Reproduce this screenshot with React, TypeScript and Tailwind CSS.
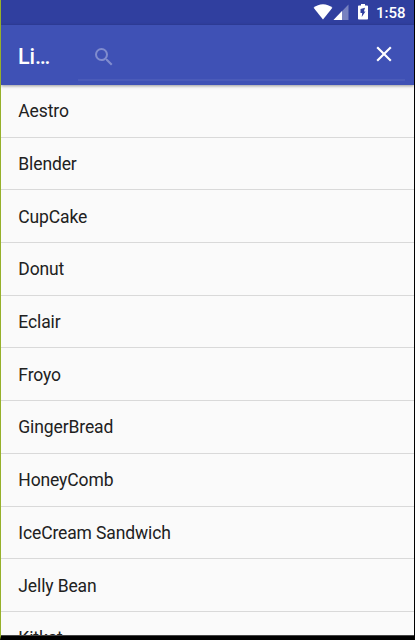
const versions = [
  "Aestro",
  "Blender",
  "CupCake",
  "Donut",
  "Eclair",
  "Froyo",
  "GingerBread",
  "HoneyComb",
  "IceCream Sandwich",
  "Jelly Bean",
  "Kitkat",
];

function StatusBar() {
  return (
    <div className="flex h-[25px] shrink-0 items-start justify-end bg-[#303f9f] pr-[9px] text-white">
      <svg className="mt-1 h-4 w-5" viewBox="0 0 20 16" fill="currentColor">
        <path d="M10 15.6 0.6 3.7C3.3 1.4 6.5 0.2 10 0.2s6.7 1.2 9.4 3.5z" />
      </svg>
      <svg className="mt-1 h-4 w-4" viewBox="0 0 16 16" fill="currentColor">
        <path d="M0.5 16 15.5 0.5V16z" fillOpacity="0.35" />
        <path d="M0.5 16 9 7v9z" />
      </svg>
      <svg className="mt-1 ml-2 h-4 w-3" viewBox="0 0 12 16" fill="currentColor">
        <path
          fillRule="evenodd"
          d="M4 0h4v1.5h2.2c.5 0 .8.3.8.8v12.4c0 .5-.3.8-.8.8H1.8c-.5 0-.8-.3-.8-.8V2.3c0-.5.3-.8.8-.8H4zM8 3.8 3.5 5v4h1.7L4.7 13 8.5 7.5H6.9z"
        />
      </svg>
      <span className="ml-[7px] w-[29px] text-right text-[15px] leading-[26px] font-medium">1:58</span>
    </div>
  );
}

function Toolbar() {
  return (
    <header className="relative z-10 flex h-[60px] shrink-0 bg-[#3f51b5] text-white shadow-[0_1px_3px_rgba(0,0,0,0.4)]">
      <h1 className="w-[77px] pl-[17px] text-[21.5px] leading-[63px] font-medium">Li…</h1>
      <div className="mr-[9px] mb-1 flex flex-1 items-center justify-between border-b-2 border-[#4a5bb9] pt-[5px] pr-2 pl-[14px]">
        <svg className="mt-1 h-6 w-6 text-[#808cce]" viewBox="0 0 24 24" fill="currentColor">
          <path d="M15.5 14h-.79l-.28-.27A6.471 6.471 0 0 0 16 9.5 6.5 6.5 0 1 0 9.5 16c1.61 0 3.09-.59 4.23-1.57l.27.28v.79l5 4.99L20.49 19l-4.99-5zm-6 0C7.01 14 5 11.99 5 9.5S7.01 5 9.5 5 14 7.01 14 9.5 11.99 14 9.5 14z" />
        </svg>
        <button aria-label="Clear search" className="-mt-px">
          <svg className="h-[26px] w-[26px]" viewBox="0 0 24 24" fill="currentColor">
            <path d="M19 6.41 17.59 5 12 10.59 6.41 5 5 6.41 10.59 12 5 17.59 6.41 19 12 13.41 17.59 19 19 17.59 13.41 12z" />
          </svg>
        </button>
      </div>
    </header>
  );
}

export default function App() {
  return (
    <div className="flex h-[640px] w-[415px] flex-col overflow-hidden border-r border-b-4 border-l border-r-black border-b-black border-l-[#96b02a] bg-[#fafafa] font-['Roboto',sans-serif]">
      <StatusBar />
      <Toolbar />
      <ul className="min-h-0 flex-1 overflow-hidden border-b border-[#444]">
        {versions.map((name) => (
          <li
            key={name}
            className="flex h-[52.7px] items-center border-b border-[#d9d9d9] pt-[1.2px] pl-[17.3px] text-[17.5px] tracking-[-0.12px] text-[#212121]"
          >
            {name}
          </li>
        ))}
      </ul>
    </div>
  );
}
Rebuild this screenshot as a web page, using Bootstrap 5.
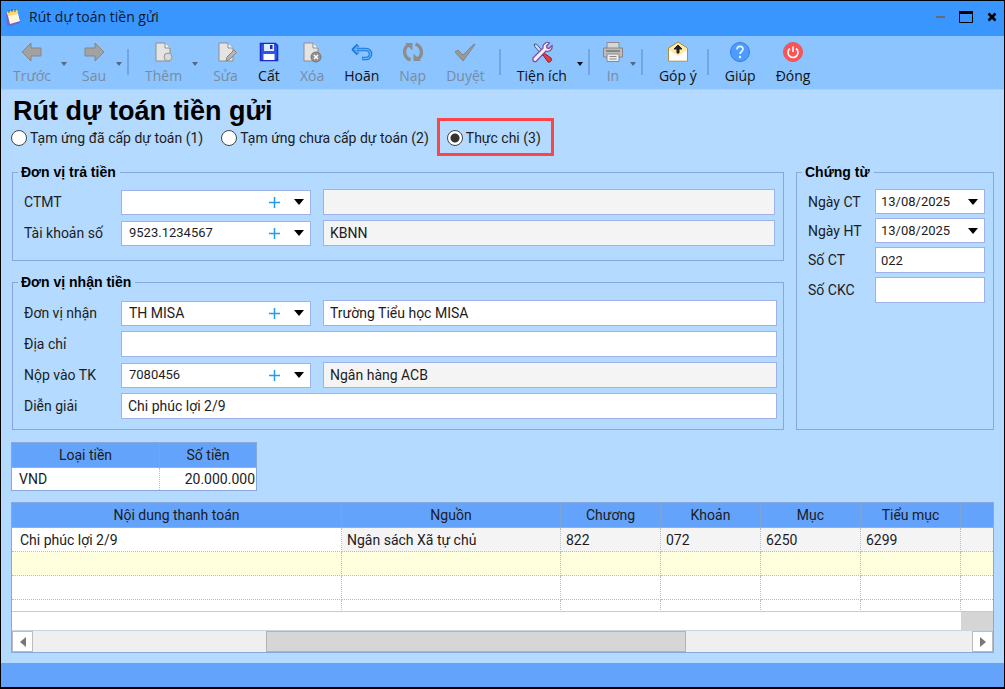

────────────────────

• **EXERCISE BRIEF**
Wherever the word "screenshot" occurs in a line of the listing, copy that line.

• **SOLUTION TO THIS PROBLEM**
Reproduce this screenshot with React, TypeScript and Tailwind CSS.
Rebuild this screenshot as a web page, using Bootstrap 5.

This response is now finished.